Convergence Investigation for the Exponential Matrix and Mathematical Layers in the Static Analysis of Multilayered Composite Structures

• Main Authors: Salvatore Brischetto, Roberto Torre
• Format: Article
• Language: English
• Published: MDPI AG 2017-12-01
• Series: Journal of Composites Science
• Subjects: plates; shells; static analysis; 3D elasticity solution; exact method; exponential matrix method; convergence study; mathematical layers
• Online Access: https://www.mdpi.com/2504-477X/1/2/19

The exact three-dimensional analysis of a large group of geometries is accomplished here using the same formulation written in orthogonal mixed curvilinear coordinates. This solution is valid for plates, cylindrical shells, cylinders and spherical shells. It does not need specialized equations for each proposed geometry. It makes use of a formulation that is valid for spherical shells and automatically degenerates in the simpler geometries.
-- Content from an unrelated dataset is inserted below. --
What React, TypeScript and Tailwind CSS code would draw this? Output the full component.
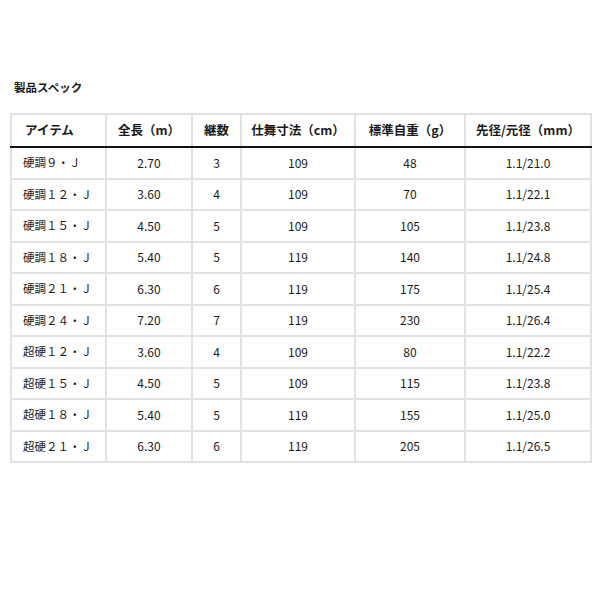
const rows = [
  ["硬調９・Ｊ", "2.70", "3", "109", "48", "1.1/21.0"],
  ["硬調１２・Ｊ", "3.60", "4", "109", "70", "1.1/22.1"],
  ["硬調１５・Ｊ", "4.50", "5", "109", "105", "1.1/23.8"],
  ["硬調１８・Ｊ", "5.40", "5", "119", "140", "1.1/24.8"],
  ["硬調２１・Ｊ", "6.30", "6", "119", "175", "1.1/25.4"],
  ["硬調２４・Ｊ", "7.20", "7", "119", "230", "1.1/26.4"],
  ["超硬１２・Ｊ", "3.60", "4", "109", "80", "1.1/22.2"],
  ["超硬１５・Ｊ", "4.50", "5", "109", "115", "1.1/23.8"],
  ["超硬１８・Ｊ", "5.40", "5", "119", "155", "1.1/25.0"],
  ["超硬２１・Ｊ", "6.30", "6", "119", "205", "1.1/26.5"],
];

export default function App() {
  return (
    <div className="w-[600px] h-[600px] bg-white pt-[79px] pl-[10px] text-[#1a1a1a] font-['Noto_Sans_CJK_JP','Noto_Sans',sans-serif]">
      {/* section title */}
      <h2 className="pl-[4px] text-[11.5px] leading-[16px] font-bold">製品スペック</h2>

      <table className="mt-[18px] w-[582px] table-fixed border-collapse border-2 border-[#e2e2e2]">
        <thead>
          <tr className="text-[12.5px] font-bold whitespace-nowrap">
            <th className="w-[95px] h-[33px] pl-[13px] text-left border-2 border-[#e2e2e2] border-b-[#111]">アイテム</th>
            <th className="w-[86px] border-2 border-[#e2e2e2] border-b-[#111]">全長（m）</th>
            <th className="w-[49px] border-2 border-[#e2e2e2] border-b-[#111]">継数</th>
            <th className="w-[114px] border-2 border-[#e2e2e2] border-b-[#111]">仕舞寸法（cm）</th>
            <th className="w-[110px] border-2 border-[#e2e2e2] border-b-[#111]">標準自重（g）</th>
            <th className="w-[126px] border-2 border-[#e2e2e2] border-b-[#111]">先径/元径（mm）</th>
          </tr>
        </thead>
        <tbody>
          {rows.map((r) => (
            <tr key={r[0]} className="text-[12px] text-[#1a1a1a] whitespace-nowrap">
              <td className="h-[31.5px] pl-[11px] text-left text-[11.5px] border-2 border-[#e2e2e2]">{r[0]}</td>
              {r.slice(1).map((v, i) => (
                <td key={i} className="text-center border-2 border-[#e2e2e2]">{v}</td>
              ))}
            </tr>
          ))}
        </tbody>
      </table>
    </div>
  );
}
Second order differential equations are reduced of an order redoubling the number of variables, and then they are solved via the exponential matrix method. Coefficients of equations vary through the thickness when shells are considered. M mathematical layers must be introduced into each physical layer to approximate the curvature. The correlation between M and the order of expansion N for the exponential matrix is analyzed in this paper in order to find their opportune combined values to obtain the exact results. As their effects may depend on different parameters, several geometries, lamination sequences, thickness ratios and imposed half-wave numbers are taken into consideration.